> _SOURCE MATERIAL_:
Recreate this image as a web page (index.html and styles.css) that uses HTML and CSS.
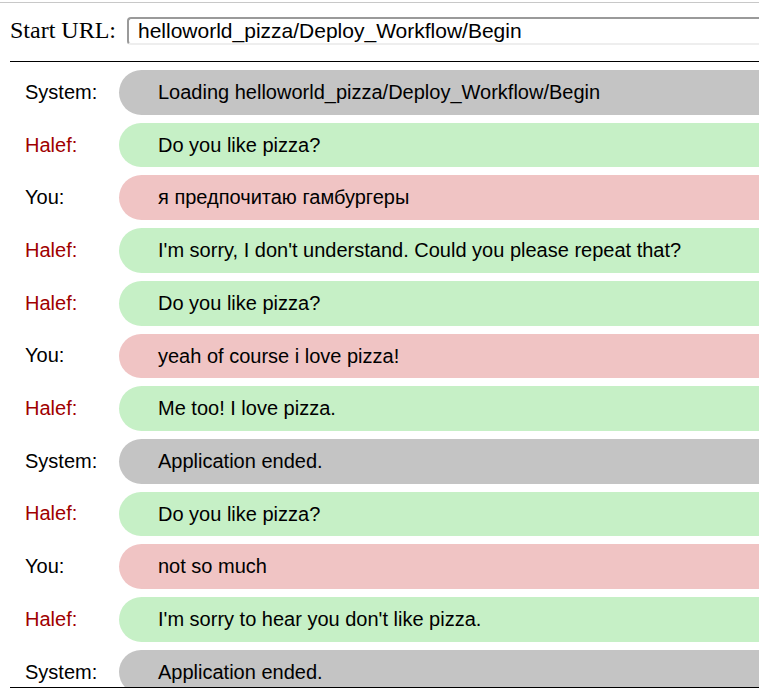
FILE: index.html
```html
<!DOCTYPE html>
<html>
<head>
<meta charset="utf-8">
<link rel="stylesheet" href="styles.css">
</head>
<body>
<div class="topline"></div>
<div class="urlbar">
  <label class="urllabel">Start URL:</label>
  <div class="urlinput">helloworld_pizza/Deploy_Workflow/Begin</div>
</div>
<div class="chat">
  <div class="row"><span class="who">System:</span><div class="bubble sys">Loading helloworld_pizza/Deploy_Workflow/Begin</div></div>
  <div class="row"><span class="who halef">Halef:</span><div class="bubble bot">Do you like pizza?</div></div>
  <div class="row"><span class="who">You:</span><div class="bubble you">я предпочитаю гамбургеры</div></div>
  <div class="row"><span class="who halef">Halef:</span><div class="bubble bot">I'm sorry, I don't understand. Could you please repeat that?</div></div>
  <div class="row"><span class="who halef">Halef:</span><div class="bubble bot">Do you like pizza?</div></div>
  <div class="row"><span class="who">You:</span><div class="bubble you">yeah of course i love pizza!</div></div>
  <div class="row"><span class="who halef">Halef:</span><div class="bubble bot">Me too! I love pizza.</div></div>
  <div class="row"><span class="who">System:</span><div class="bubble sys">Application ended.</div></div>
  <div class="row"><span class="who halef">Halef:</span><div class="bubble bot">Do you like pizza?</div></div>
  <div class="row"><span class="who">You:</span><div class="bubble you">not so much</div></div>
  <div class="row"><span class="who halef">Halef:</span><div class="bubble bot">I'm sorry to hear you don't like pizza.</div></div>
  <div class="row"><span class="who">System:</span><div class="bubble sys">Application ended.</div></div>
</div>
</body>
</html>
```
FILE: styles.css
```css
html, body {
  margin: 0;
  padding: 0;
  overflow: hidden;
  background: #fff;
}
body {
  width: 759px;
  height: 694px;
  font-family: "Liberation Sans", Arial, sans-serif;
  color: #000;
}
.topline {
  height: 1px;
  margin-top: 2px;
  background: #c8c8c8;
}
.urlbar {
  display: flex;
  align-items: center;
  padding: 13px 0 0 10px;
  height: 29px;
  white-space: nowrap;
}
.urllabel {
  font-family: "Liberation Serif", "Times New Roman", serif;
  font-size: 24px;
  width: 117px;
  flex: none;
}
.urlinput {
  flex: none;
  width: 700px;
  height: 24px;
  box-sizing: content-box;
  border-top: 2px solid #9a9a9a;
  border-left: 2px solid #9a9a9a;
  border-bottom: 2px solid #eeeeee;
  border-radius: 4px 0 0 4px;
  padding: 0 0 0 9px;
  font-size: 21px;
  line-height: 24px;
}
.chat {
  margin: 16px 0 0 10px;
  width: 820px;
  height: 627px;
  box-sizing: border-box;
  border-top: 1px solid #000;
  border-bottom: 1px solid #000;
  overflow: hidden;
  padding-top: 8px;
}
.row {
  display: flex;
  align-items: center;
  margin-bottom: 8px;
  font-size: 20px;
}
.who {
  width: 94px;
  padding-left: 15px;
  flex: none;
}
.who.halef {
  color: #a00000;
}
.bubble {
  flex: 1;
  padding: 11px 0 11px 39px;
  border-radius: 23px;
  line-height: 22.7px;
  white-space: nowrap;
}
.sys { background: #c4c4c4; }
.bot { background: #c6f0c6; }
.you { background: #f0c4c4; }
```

> _WORK TO BE COMPLETED_:
Omit the pictures, then output the rest of the listing exactly.

> _TASK RESPONSE_:
Recreate this image as a web page (index.html and styles.css) that uses HTML and CSS.
FILE: index.html
```html
<!DOCTYPE html>
<html>
<head>
<meta charset="utf-8">
<link rel="stylesheet" href="styles.css">
</head>
<body>
<div class="topline"></div>
<div class="urlbar">
  <label class="urllabel">Start URL:</label>
  <div class="urlinput">helloworld_pizza/Deploy_Workflow/Begin</div>
</div>
<div class="chat">
  <div class="row"><span class="who">System:</span><div class="bubble sys">Loading helloworld_pizza/Deploy_Workflow/Begin</div></div>
  <div class="row"><span class="who halef">Halef:</span><div class="bubble bot">Do you like pizza?</div></div>
  <div class="row"><span class="who">You:</span><div class="bubble you">я предпочитаю гамбургеры</div></div>
  <div class="row"><span class="who halef">Halef:</span><div class="bubble bot">I'm sorry, I don't understand. Could you please repeat that?</div></div>
  <div class="row"><span class="who halef">Halef:</span><div class="bubble bot">Do you like pizza?</div></div>
  <div class="row"><span class="who">You:</span><div class="bubble you">yeah of course i love pizza!</div></div>
  <div class="row"><span class="who halef">Halef:</span><div class="bubble bot">Me too! I love pizza.</div></div>
  <div class="row"><span class="who">System:</span><div class="bubble sys">Application ended.</div></div>
  <div class="row"><span class="who halef">Halef:</span><div class="bubble bot">Do you like pizza?</div></div>
  <div class="row"><span class="who">You:</span><div class="bubble you">not so much</div></div>
  <div class="row"><span class="who halef">Halef:</span><div class="bubble bot">I'm sorry to hear you don't like pizza.</div></div>
  <div class="row"><span class="who">System:</span><div class="bubble sys">Application ended.</div></div>
</div>
</body>
</html>
```
FILE: styles.css
```css
html, body {
  margin: 0;
  padding: 0;
  overflow: hidden;
  background: #fff;
}
body {
  width: 759px;
  height: 694px;
  font-family: "Liberation Sans", Arial, sans-serif;
  color: #000;
}
.topline {
  height: 1px;
  margin-top: 2px;
  background: #c8c8c8;
}
.urlbar {
  display: flex;
  align-items: center;
  padding: 13px 0 0 10px;
  height: 29px;
  white-space: nowrap;
}
.urllabel {
  font-family: "Liberation Serif", "Times New Roman", serif;
  font-size: 24px;
  width: 117px;
  flex: none;
}
.urlinput {
  flex: none;
  width: 700px;
  height: 24px;
  box-sizing: content-box;
  border-top: 2px solid #9a9a9a;
  border-left: 2px solid #9a9a9a;
  border-bottom: 2px solid #eeeeee;
  border-radius: 4px 0 0 4px;
  padding: 0 0 0 9px;
  font-size: 21px;
  line-height: 24px;
}
.chat {
  margin: 16px 0 0 10px;
  width: 820px;
  height: 627px;
  box-sizing: border-box;
  border-top: 1px solid #000;
  border-bottom: 1px solid #000;
  overflow: hidden;
  padding-top: 8px;
}
.row {
  display: flex;
  align-items: center;
  margin-bottom: 8px;
  font-size: 20px;
}
.who {
  width: 94px;
  padding-left: 15px;
  flex: none;
}
.who.halef {
  color: #a00000;
}
.bubble {
  flex: 1;
  padding: 11px 0 11px 39px;
  border-radius: 23px;
  line-height: 22.7px;
  white-space: nowrap;
}
.sys { background: #c4c4c4; }
.bot { background: #c6f0c6; }
.you { background: #f0c4c4; }
```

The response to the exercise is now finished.